Catholic parish and church building in Chicago, Illinois

St. Gertrude's Parish is a Roman Catholic parish in the Edgewater community area on the North Side of Chicago, Illinois. Established in 1912, the parish comprises a church, rectory and former convent clustered near the intersection of Granville and Glenwood avenues, and is part of the Roman Catholic Archdiocese of Chicago. Its English Gothic church building, designed by architect James Burns and completed in 1931, was one of the few churches in Chicago erected during the Great Depression.

==History==

===Founding===
St. Gertrude's Parish was established on January 3, 1912, to serve Catholic families living in North Edgewater, in the area bounded by Thorndale Avenue, Devon Avenue, Lake Michigan and Ravenswood Avenue. The parish was organized through the efforts of six families and its first pastor, Rev. Peter Shewbridge; before a church was built, Sunday Mass was celebrated in the auditorium of Hayt School. Many of the early parishioners were immigrants from Germany, Ireland and Luxembourg.

A temporary frame church was erected on the north side of Granville Avenue, just west of Glenwood Avenue, and was in use by Palm Sunday, March 31, 1912. The unheated building was reportedly so cold that Shewbridge warmed the cruets by hand before the offertory.

===Combination church and school===
Ground was broken in May 1912 at 6220 Glenwood Avenue for a three-story combination church and school building, which was dedicated by Archbishop James Edward Quigley on December 1, 1912. The church occupied the first floor, classrooms the second and third floors, and an assembly hall the basement; movable partitions allowed the first-floor classrooms to be opened up for Sunday Mass and closed again for weekday classes.

North Edgewater developed rapidly after World War I, and Rev. Bernard C. Heeney, then pastor, made plans for a permanent church separate from the school. Throughout the 1920s the parish held annual building-fund events in the ballroom of the Edgewater Beach Hotel. Two buildings designed by James Burns were completed by 1929: a rectory at 1420 Granville Avenue and a convent at 6214 Glenwood Avenue.

===Permanent church===
The cornerstone of the present church was laid on November 30, 1930, and construction was completed on November 15, 1931. Burns again served as architect, and the general contractor was Matt Rauen, a parishioner whose shop stood on Ravenswood Avenue between Thome and Highland avenues. The Bedford limestone for the façade had been quarried, cut and paid for before the stock market crash of 1929. With pledges intended to fund the interior work in doubt, Heeney sought to halt construction, but the congregation pressed ahead; some parishioners donated wedding rings and other jewelry to be melted down for a chalice.
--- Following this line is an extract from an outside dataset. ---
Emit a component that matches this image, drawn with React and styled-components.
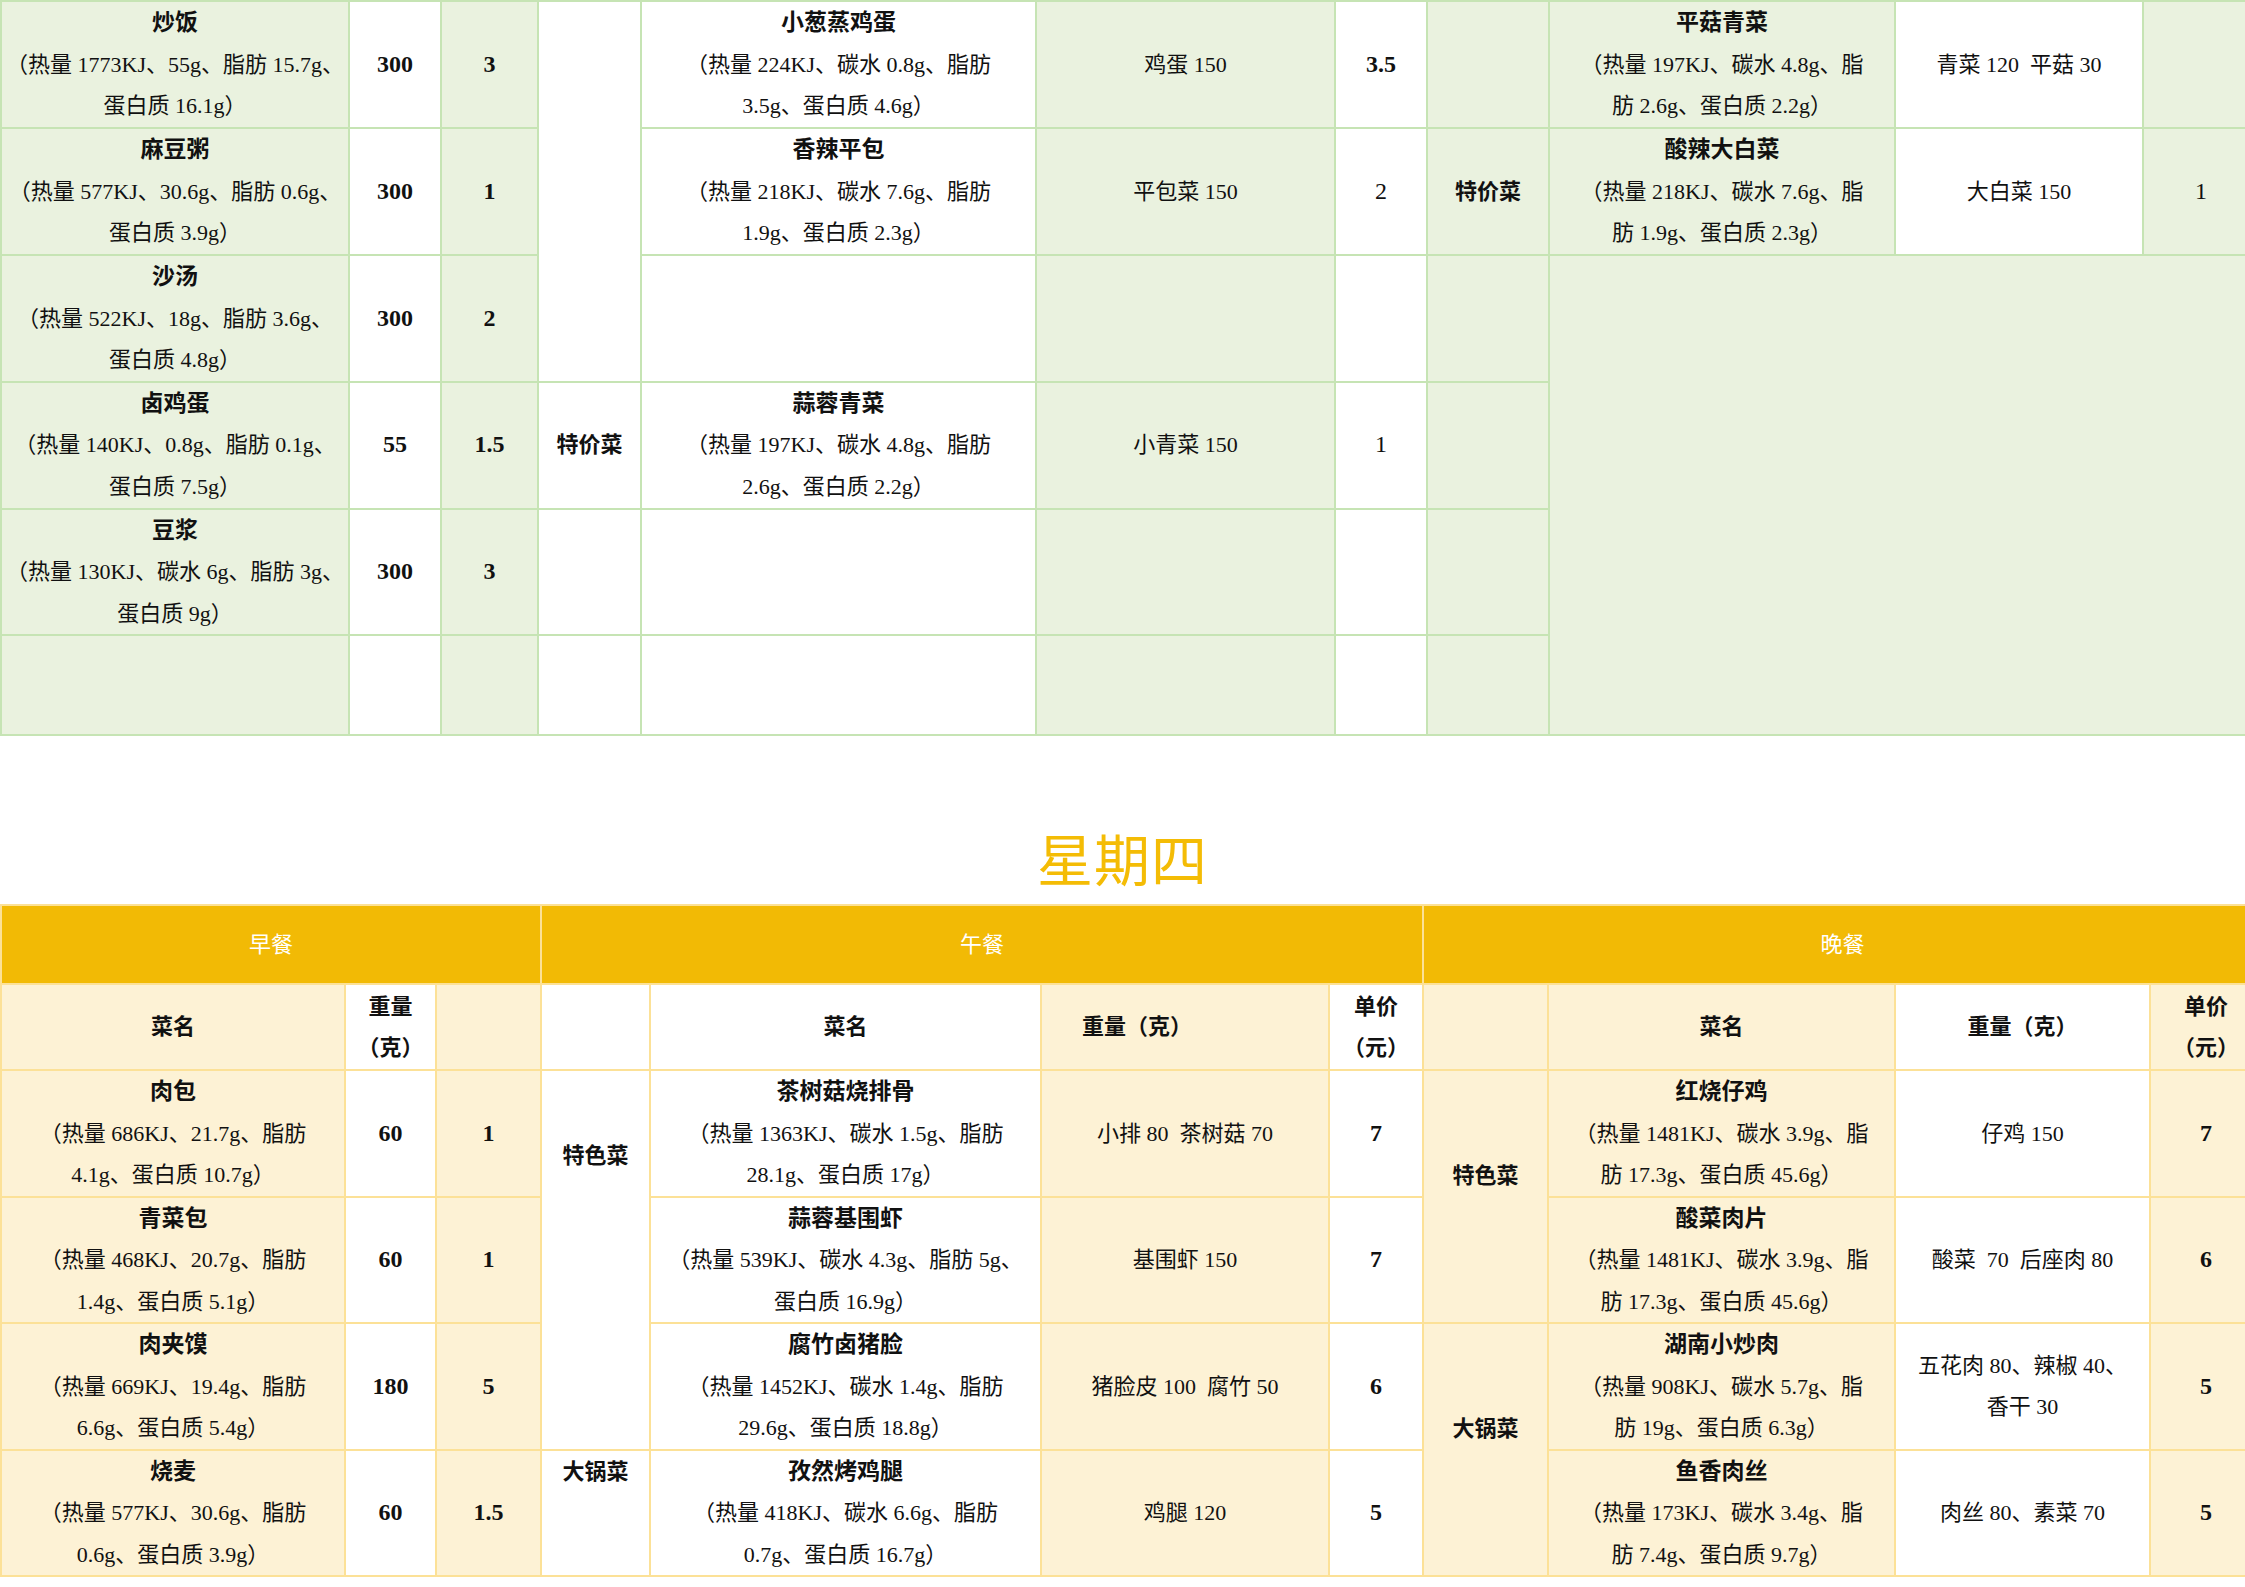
import React from "react";
import styled, { createGlobalStyle, ThemeProvider } from "styled-components";

const Global = createGlobalStyle`
  html, body { margin: 0; padding: 0; background: #fff; overflow: hidden; }
  body {
    font-family: "Liberation Serif", "Noto Sans CJK SC", serif;
    color: #111;
  }
`;

const greenTheme = { line: "#C6E4B4", tint: "#EAF2DF", head: "#C6E4B4" };
const goldTheme = { line: "#FCE197", tint: "#FDF2D5", head: "#F2BA05" };

const Page = styled.div`
  display: flex;
  flex-direction: column;
  width: 2245px;
`;

const Sheet = styled.table`
  border-collapse: collapse;
  table-layout: fixed;
  width: ${(p) => p.$w}px;
  font-size: 22px;
  line-height: 41.5px;
`;

const Col = styled.col`
  width: ${(p) => p.$w}px;
`;

const Row = styled.tr`
  height: ${(p) => p.$h}px;
`;

const Cell = styled.td`
  border: 2px solid ${(p) => p.theme.line};
  background: ${(p) => (p.$head ? p.theme.head : p.$fill ? p.theme.tint : "#fff")};
  color: ${(p) => (p.$head ? "#fff" : "#111")};
  font-weight: ${(p) => (p.$bold ? 700 : 400)};
  font-size: ${(p) => (p.$num ? 24 : 22)}px;
  text-align: ${(p) => (p.$left ? "left" : "center")};
  vertical-align: middle;
  padding: 0 2px ${(p) => (p.$lift || 0) * 2}px ${(p) => (p.$left ? 40 : 2)}px;
  white-space: pre;
  overflow: visible;
`;

const Name = styled.div`
  font-weight: 700;
  font-size: 23px;
  line-height: 41.5px;
`;

const Line = styled.div`
  line-height: 41.5px;
  white-space: pre;
`;

const TitleBar = styled.div`
  height: 168px;
  display: flex;
  align-items: flex-end;
  justify-content: center;
  padding-bottom: 19px;
  box-sizing: border-box;
  font-family: "Noto Sans CJK SC", "Liberation Sans", sans-serif;
  font-size: 56px;
  line-height: 56px;
  color: #F4BC05;
  letter-spacing: 1px;
`;

function Dish({ name, lines, fill }) {
  return (
    <Cell $fill={fill}>
      <Name>{name}</Name>
      {lines.map((t) => (
        <Line key={t}>{t}</Line>
      ))}
    </Cell>
  );
}

function Lines({ lines, ...rest }) {
  return (
    <Cell {...rest}>
      {lines.map((t, i) => (
        <Line key={i}>{t}</Line>
      ))}
    </Cell>
  );
}

const topCols = [348, 92, 97, 103, 395, 299, 92, 122, 346, 248, 116];
const botCols = [344, 91, 105, 109, 391, 288, 94, 125, 347, 255, 112];
const sum = (a) => a.reduce((s, v) => s + v, 0);

function TopTable() {
  return (
    <ThemeProvider theme={greenTheme}>
      <Sheet $w={sum(topCols)}>
        <colgroup>
          {topCols.map((w, i) => (
            <Col key={i} $w={w} />
          ))}
        </colgroup>
        <tbody>
          <Row $h={127}>
            <Dish fill name="炒饭" lines={["（热量 1773KJ、55g、脂肪 15.7g、", "蛋白质 16.1g）"]} />
            <Cell $bold $num>300</Cell>
            <Cell $fill $bold $num>3</Cell>
            <Cell rowSpan={3} />
            <Dish name="小葱蒸鸡蛋" lines={["（热量 224KJ、碳水 0.8g、脂肪", "3.5g、蛋白质 4.6g）"]} />
            <Cell $fill>鸡蛋 150</Cell>
            <Cell $bold $num>3.5</Cell>
            <Cell $fill />
            <Dish fill name="平菇青菜" lines={["（热量 197KJ、碳水 4.8g、脂", "肪 2.6g、蛋白质 2.2g）"]} />
            <Cell>{"青菜 120  平菇 30"}</Cell>
            <Cell $fill />
          </Row>
          <Row $h={127}>
            <Dish fill name="麻豆粥" lines={["（热量 577KJ、30.6g、脂肪 0.6g、", "蛋白质 3.9g）"]} />
            <Cell $bold $num>300</Cell>
            <Cell $fill $bold $num>1</Cell>
            <Dish name="香辣平包" lines={["（热量 218KJ、碳水 7.6g、脂肪", "1.9g、蛋白质 2.3g）"]} />
            <Cell $fill>平包菜 150</Cell>
            <Cell $num>2</Cell>
            <Cell $fill $bold>特价菜</Cell>
            <Dish fill name="酸辣大白菜" lines={["（热量 218KJ、碳水 7.6g、脂", "肪 1.9g、蛋白质 2.3g）"]} />
            <Cell>大白菜 150</Cell>
            <Cell $fill $num>1</Cell>
          </Row>
          <Row $h={126}>
            <Dish fill name="沙汤" lines={["（热量 522KJ、18g、脂肪 3.6g、", "蛋白质 4.8g）"]} />
            <Cell $bold $num>300</Cell>
            <Cell $fill $bold $num>2</Cell>
            <Cell />
            <Cell $fill />
            <Cell />
            <Cell $fill />
            <Cell $fill colSpan={3} rowSpan={4} />
          </Row>
          <Row $h={127}>
            <Dish fill name="卤鸡蛋" lines={["（热量 140KJ、0.8g、脂肪 0.1g、", "蛋白质 7.5g）"]} />
            <Cell $bold $num>55</Cell>
            <Cell $fill $bold $num>1.5</Cell>
            <Cell $bold>特价菜</Cell>
            <Dish name="蒜蓉青菜" lines={["（热量 197KJ、碳水 4.8g、脂肪", "2.6g、蛋白质 2.2g）"]} />
            <Cell $fill>小青菜 150</Cell>
            <Cell $num>1</Cell>
            <Cell $fill />
          </Row>
          <Row $h={126}>
            <Dish fill name="豆浆" lines={["（热量 130KJ、碳水 6g、脂肪 3g、", "蛋白质 9g）"]} />
            <Cell $bold $num>300</Cell>
            <Cell $fill $bold $num>3</Cell>
            <Cell />
            <Cell />
            <Cell $fill />
            <Cell />
            <Cell $fill />
          </Row>
          <Row $h={100}>
            <Cell $fill />
            <Cell />
            <Cell $fill />
            <Cell />
            <Cell />
            <Cell $fill />
            <Cell />
            <Cell $fill />
          </Row>
        </tbody>
      </Sheet>
    </ThemeProvider>
  );
}

function BottomTable() {
  return (
    <ThemeProvider theme={goldTheme}>
      <Sheet $w={sum(botCols)}>
        <colgroup>
          {botCols.map((w, i) => (
            <Col key={i} $w={w} />
          ))}
        </colgroup>
        <tbody>
          <Row $h={79}>
            <Cell $head colSpan={3}>早餐</Cell>
            <Cell $head colSpan={4}>午餐</Cell>
            <Cell $head colSpan={4}>晚餐</Cell>
          </Row>
          <Row $h={86}>
            <Cell $fill $bold>菜名</Cell>
            <Lines $bold lines={["重量", "（克）"]} />
            <Cell $fill />
            <Cell />
            <Cell $bold>菜名</Cell>
            <Cell $fill $bold $left>重量（克）</Cell>
            <Lines $bold lines={["单价", "（元）"]} />
            <Cell $fill />
            <Cell $fill $bold>菜名</Cell>
            <Cell $bold>重量（克）</Cell>
            <Lines $fill $bold lines={["单价", "（元）"]} />
          </Row>
          <Row $h={126.5}>
            <Dish fill name="肉包" lines={["（热量 686KJ、21.7g、脂肪", "4.1g、蛋白质 10.7g）"]} />
            <Cell $bold $num>60</Cell>
            <Cell $fill $bold $num>1</Cell>
            <Cell rowSpan={3} $bold $lift={104}>特色菜</Cell>
            <Dish name="茶树菇烧排骨" lines={["（热量 1363KJ、碳水 1.5g、脂肪", "28.1g、蛋白质 17g）"]} />
            <Cell $fill>{"小排 80  茶树菇 70"}</Cell>
            <Cell $bold $num>7</Cell>
            <Cell $fill rowSpan={2} $bold $lift={21}>特色菜</Cell>
            <Dish fill name="红烧仔鸡" lines={["（热量 1481KJ、碳水 3.9g、脂", "肪 17.3g、蛋白质 45.6g）"]} />
            <Cell>仔鸡 150</Cell>
            <Cell $fill $bold $num>7</Cell>
          </Row>
          <Row $h={126.5}>
            <Dish fill name="青菜包" lines={["（热量 468KJ、20.7g、脂肪", "1.4g、蛋白质 5.1g）"]} />
            <Cell $bold $num>60</Cell>
            <Cell $fill $bold $num>1</Cell>
            <Dish name="蒜蓉基围虾" lines={["（热量 539KJ、碳水 4.3g、脂肪 5g、", "蛋白质 16.9g）"]} />
            <Cell $fill>基围虾 150</Cell>
            <Cell $bold $num>7</Cell>
            <Dish fill name="酸菜肉片" lines={["（热量 1481KJ、碳水 3.9g、脂", "肪 17.3g、蛋白质 45.6g）"]} />
            <Cell>{"酸菜  70  后座肉 80"}</Cell>
            <Cell $fill $bold $num>6</Cell>
          </Row>
          <Row $h={126.5}>
            <Dish fill name="肉夹馍" lines={["（热量 669KJ、19.4g、脂肪", "6.6g、蛋白质 5.4g）"]} />
            <Cell $bold $num>180</Cell>
            <Cell $fill $bold $num>5</Cell>
            <Dish name="腐竹卤猪脸" lines={["（热量 1452KJ、碳水 1.4g、脂肪", "29.6g、蛋白质 18.8g）"]} />
            <Cell $fill>{"猪脸皮 100  腐竹 50"}</Cell>
            <Cell $bold $num>6</Cell>
            <Cell $fill rowSpan={2} $bold $lift={21}>大锅菜</Cell>
            <Dish fill name="湖南小炒肉" lines={["（热量 908KJ、碳水 5.7g、脂", "肪 19g、蛋白质 6.3g）"]} />
            <Lines lines={["五花肉 80、辣椒 40、", "香干 30"]} />
            <Cell $fill $bold $num>5</Cell>
          </Row>
          <Row $h={126.5}>
            <Dish fill name="烧麦" lines={["（热量 577KJ、30.6g、脂肪", "0.6g、蛋白质 3.9g）"]} />
            <Cell $bold $num>60</Cell>
            <Cell $fill $bold $num>1.5</Cell>
            <Cell $bold $lift={41}>大锅菜</Cell>
            <Dish name="孜然烤鸡腿" lines={["（热量 418KJ、碳水 6.6g、脂肪", "0.7g、蛋白质 16.7g）"]} />
            <Cell $fill>鸡腿 120</Cell>
            <Cell $bold $num>5</Cell>
            <Dish fill name="鱼香肉丝" lines={["（热量 173KJ、碳水 3.4g、脂", "肪 7.4g、蛋白质 9.7g）"]} />
            <Cell>肉丝 80、素菜 70</Cell>
            <Cell $fill $bold $num>5</Cell>
          </Row>
        </tbody>
      </Sheet>
    </ThemeProvider>
  );
}

export default function App() {
  return (
    <>
      <Global />
      <Page>
        <TopTable />
        <TitleBar>星期四</TitleBar>
        <BottomTable />
      </Page>
    </>
  );
}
The building was one of the few churches, or buildings of any kind, completed in Chicago during the Great Depression.

===Later years===
The liturgical reforms of the Second Vatican Council reached the parish in the mid-1960s under pastors Gerald Kealy and Lawrence Lynch, who established the basis for expanded lay participation. Under Rev. William Kenneally, who became pastor in 1984, the parish responded to a neighborhood of increasing diversity of race, ethnicity and sexual orientation with initiatives including the Heart to Heart outreach program for seniors, a Mass celebrated in the parish gymnasium, a Sunday Mass on Sheridan Road, participation in the founding of Northside Catholic Academy, and a parish synod held in 2007. The parish marked its centennial in 2012 under Rev. Dominic Grassi.

A subsequent capital campaign raised more than $1.5 million for building maintenance, funding a new sound system, tuckpointing of the bell tower, electrical work, new handrails, refinishing of the church doors and structural repairs to the former convent, now used as the parish Ministry Center. The parish also undertook a restoration of the church interior, including repainting.

==Architecture==
The church is an English Gothic structure faced in Bedford limestone. Its interior Gothic arches were designed so that no columns obstruct the view of the main altar from any of the 650 seats. The five altars are of Italian Carrara marble with gold mosaic and Pavonazzo trim, and the stained glass windows were made by the Franz Mayer firm of Munich, Germany. The original Kilgen pipe organ cost $18,000, and the total cost of the building was $225,000.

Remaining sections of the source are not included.